冥王代(>4.6 Ga)にマントルと地殻がどのように分化していたか、そして地殻がどのような組成であったかを知ることは、地殻の抽出とリサイクルによるマントル化学組成進化の初めの様相を理解する上で必要不可欠である。これまで、冥王代ジルコンや太古代初期の泥質片麻岩の分析から、冥王代花崗岩質−安山岩質地殻の存在が活発に議論されてきた(Hopkins et al. 2010; Kemp et al. 2010; Iizuka et al. 2015; Komiya et al. 2015; Reimink et al. 2016)。しかし、冥王代に地殻がどのように形成され、どのような定量的組成であったのかはいまだによくわかっていない。本研究では、冥王代地殻の主成分元素組成を決定し、冥王代におけるマントル−地殻分化の初めの段階を制約することを目的とした。

先行研究によると、冥王代にはマントルのポテンシャル温度(MPT)が高かったと考えられる(Korenaga 2013)。そしてMPTが高い場合、マントルカンラン岩の融解によっ生成される地殻はコマチアイト質となる(Takahashi & Scalfe 1985)。冥王代ジルコンの酸素同位体比から液体の水の存在が示唆されている(Mojzsis et al. 2001)ことと、冥王代の高温のマントルによって地殻の地温勾配は急であった可能性があることを鑑みると、冥王代の苦鉄質−超苦鉄質地殻は沈み込む際に含水融解し、花崗岩質−安山岩質のメルトを生成した可能性がある。

我々はまず、先行研究の高MPTにおけるマントル対流モデル(Korenaga 2009; Foley et al. 2014)を参考に、冥王代の火成活動様式と未分化カンラン岩の融解によって生成される地殻の組成を推定した。プレートテクトニクス開始以前においては、カンラン岩がソリダス至近の温度で極わずかに融解して生成されたメルトが、厚い(〜200 km)リソスフェアの底で分離して地殻を形成し、プレートテクトニクス開始以降は、カンラン岩が海嶺下で大規模に部分融解して生成されたメルトが地殻を形成していたと考えられる。そして我々は、プレートテクトニクス開始以前における地殻の組成を高圧融解実験(Kondo et al. 2016)から推定し、プレートテクトニクス開始以降の地殻組成はpMELTS(Ghiorso et al. 2002)を用いた計算によって推定した。どちらの場合でもメルト組成はコマチアイト質と推定されたが、プレートテクトニクス以前の場合の方がFeOやTiO2、Na2O、K2O含有量が高くなることがわかった。このFeとTi、アルカリ元素に富んだコマチアイト組成をS(solidus)-コマチアイト質と呼ぶ。
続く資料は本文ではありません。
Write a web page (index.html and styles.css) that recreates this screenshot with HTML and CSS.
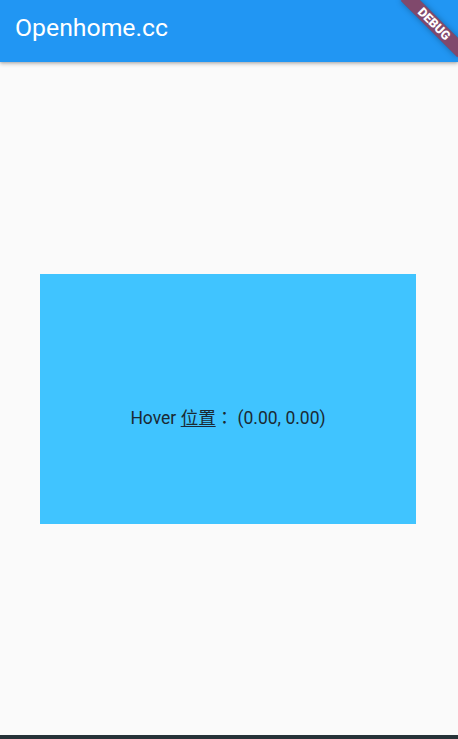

我々は、プレートテクトニクス以前の間歇的かつ滴り落ちるような沈み込みのある状況(Foley et al. 2014)で、このS-コマチアイト質地殻が含水融解することを想定した。これまでに、コマチアイトの含水融解はほとんど研究されてきていない。我々は、S-コマチアイト組成の出発物質を酸化物と炭酸塩の粉末から合成し、ピストンシリンダー型高圧発生装置を用いて、1-3 GPaの圧力、1000-1300 °Cの温度でS-コマチアイトの含水融解実験を行った。この実験において、我々は特に酸素フガシティを注意深く調整、評価した。実験結果として、S-コマチアイトの含水融解によって生成されるメルトの主成分元素組成はピクライト質となり、出発物質の組成を反映して、Tiとアルカリ元素に富むことがわかった。したがって、冥王代のプレートテクトニクス以前の状況では、まず未分化マントルカンラン岩の融解からS-コマチアイト質地殻が形成され、そして沈み込みに伴うS-コマチアイトの含水融解によって、Tiとアルカリ元素に富んだピクライト質地殻が形成されていたと考えられる。